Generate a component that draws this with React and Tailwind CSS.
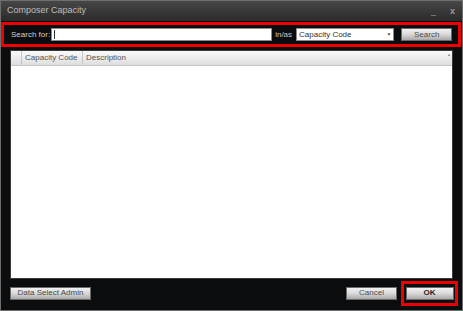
+ + + + + + +
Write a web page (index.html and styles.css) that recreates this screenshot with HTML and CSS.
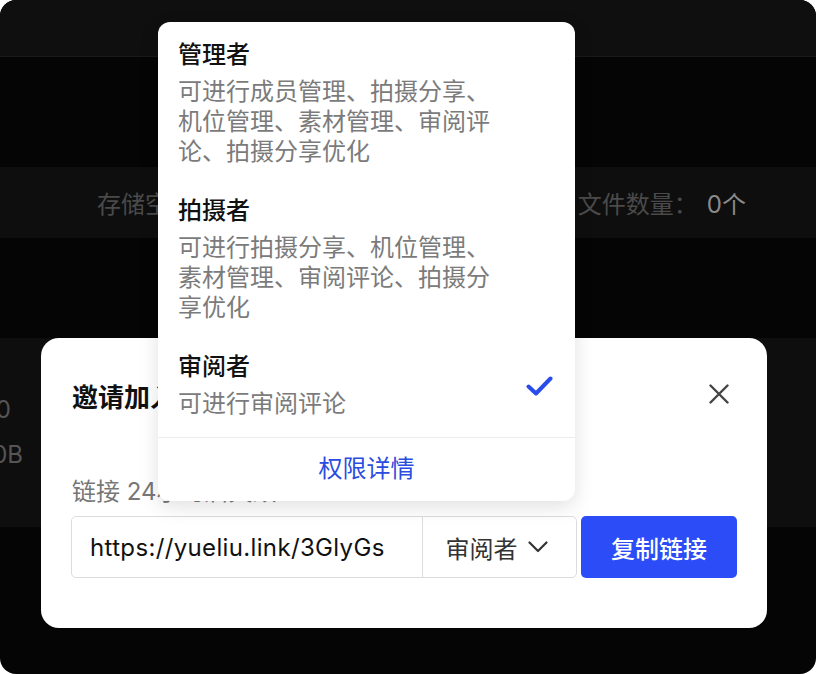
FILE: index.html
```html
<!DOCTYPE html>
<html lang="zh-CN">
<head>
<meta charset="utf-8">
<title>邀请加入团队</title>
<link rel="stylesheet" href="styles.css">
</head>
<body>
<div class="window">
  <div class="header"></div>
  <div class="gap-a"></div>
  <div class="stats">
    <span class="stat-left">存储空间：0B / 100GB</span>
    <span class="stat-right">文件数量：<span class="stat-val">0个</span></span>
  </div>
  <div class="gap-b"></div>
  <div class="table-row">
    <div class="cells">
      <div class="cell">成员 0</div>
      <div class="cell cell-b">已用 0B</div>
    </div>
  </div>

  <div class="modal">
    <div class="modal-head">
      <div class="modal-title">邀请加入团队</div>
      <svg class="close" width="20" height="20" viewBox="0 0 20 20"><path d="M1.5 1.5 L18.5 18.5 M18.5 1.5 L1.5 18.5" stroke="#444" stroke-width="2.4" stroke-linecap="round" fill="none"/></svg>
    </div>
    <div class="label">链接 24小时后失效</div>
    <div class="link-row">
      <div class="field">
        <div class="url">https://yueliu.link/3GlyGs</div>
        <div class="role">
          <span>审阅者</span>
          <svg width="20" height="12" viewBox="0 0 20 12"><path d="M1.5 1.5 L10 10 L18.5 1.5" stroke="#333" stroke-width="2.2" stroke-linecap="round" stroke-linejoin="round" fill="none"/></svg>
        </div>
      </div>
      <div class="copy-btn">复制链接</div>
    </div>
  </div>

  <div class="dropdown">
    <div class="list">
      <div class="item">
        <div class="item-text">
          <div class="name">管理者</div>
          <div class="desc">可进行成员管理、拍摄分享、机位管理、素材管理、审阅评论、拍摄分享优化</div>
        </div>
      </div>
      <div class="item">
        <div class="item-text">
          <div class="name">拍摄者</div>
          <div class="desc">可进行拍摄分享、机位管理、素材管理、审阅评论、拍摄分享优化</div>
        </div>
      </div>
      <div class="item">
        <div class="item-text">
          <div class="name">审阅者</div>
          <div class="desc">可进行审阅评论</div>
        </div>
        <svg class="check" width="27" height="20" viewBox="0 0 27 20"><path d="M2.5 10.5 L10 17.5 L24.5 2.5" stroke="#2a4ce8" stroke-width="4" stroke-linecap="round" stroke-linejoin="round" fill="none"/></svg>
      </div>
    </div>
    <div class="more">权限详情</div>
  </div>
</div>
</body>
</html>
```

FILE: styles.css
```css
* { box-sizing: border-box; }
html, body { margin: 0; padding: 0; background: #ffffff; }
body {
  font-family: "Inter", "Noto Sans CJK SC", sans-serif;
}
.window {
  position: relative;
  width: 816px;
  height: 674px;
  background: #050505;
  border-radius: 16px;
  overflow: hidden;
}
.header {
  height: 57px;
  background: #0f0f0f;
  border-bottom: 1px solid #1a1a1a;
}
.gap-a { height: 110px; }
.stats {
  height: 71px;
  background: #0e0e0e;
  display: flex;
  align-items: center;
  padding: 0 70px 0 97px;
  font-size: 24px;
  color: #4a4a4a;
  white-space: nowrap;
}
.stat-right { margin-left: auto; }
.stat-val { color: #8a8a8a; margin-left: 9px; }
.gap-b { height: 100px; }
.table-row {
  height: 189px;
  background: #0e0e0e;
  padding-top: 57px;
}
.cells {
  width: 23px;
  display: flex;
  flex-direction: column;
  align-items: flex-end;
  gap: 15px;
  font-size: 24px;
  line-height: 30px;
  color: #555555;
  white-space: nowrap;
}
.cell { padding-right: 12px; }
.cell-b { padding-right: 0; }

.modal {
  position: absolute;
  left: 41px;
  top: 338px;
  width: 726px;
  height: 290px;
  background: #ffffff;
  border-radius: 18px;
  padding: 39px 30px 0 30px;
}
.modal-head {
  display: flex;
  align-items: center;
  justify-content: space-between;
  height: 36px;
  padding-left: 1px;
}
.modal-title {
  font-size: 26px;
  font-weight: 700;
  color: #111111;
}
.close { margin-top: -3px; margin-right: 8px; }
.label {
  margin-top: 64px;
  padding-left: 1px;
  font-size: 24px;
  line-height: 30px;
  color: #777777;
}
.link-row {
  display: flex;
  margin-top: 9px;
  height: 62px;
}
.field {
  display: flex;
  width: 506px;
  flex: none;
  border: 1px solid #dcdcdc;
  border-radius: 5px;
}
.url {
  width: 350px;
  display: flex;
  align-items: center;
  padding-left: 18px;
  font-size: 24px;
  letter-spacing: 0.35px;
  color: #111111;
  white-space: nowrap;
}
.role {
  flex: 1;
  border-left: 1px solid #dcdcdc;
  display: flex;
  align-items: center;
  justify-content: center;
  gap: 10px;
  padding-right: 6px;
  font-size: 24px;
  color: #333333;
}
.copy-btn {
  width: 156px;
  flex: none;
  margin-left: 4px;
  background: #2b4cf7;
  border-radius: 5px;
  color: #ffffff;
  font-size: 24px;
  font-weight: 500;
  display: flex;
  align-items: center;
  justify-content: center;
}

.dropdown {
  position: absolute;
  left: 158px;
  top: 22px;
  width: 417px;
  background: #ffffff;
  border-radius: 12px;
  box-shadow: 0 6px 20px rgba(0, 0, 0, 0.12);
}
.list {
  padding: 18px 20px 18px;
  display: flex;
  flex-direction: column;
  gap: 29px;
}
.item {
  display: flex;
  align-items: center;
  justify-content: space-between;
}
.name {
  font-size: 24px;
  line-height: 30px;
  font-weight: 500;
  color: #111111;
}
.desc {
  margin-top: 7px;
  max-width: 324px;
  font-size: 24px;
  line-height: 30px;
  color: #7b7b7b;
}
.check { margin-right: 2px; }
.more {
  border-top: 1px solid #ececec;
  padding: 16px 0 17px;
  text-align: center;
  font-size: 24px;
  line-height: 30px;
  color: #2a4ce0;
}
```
+ + + + + + +
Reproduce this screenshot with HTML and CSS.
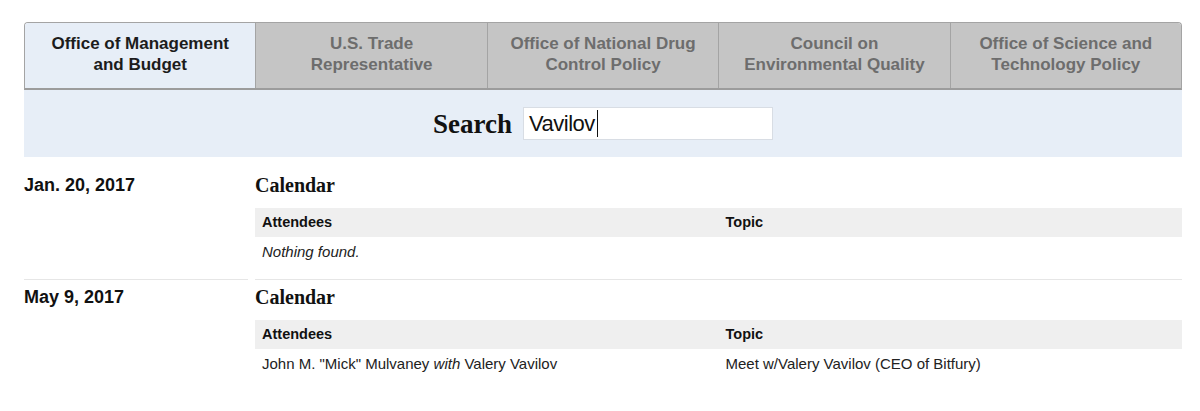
+ + + + + + +
GOAL » Using the records above, copy every line that has the word "index" in it.

FINISHED EXERCISE »
Write a web page (index.html and styles.css) that recreates this screenshot with HTML and CSS.
FILE: index.html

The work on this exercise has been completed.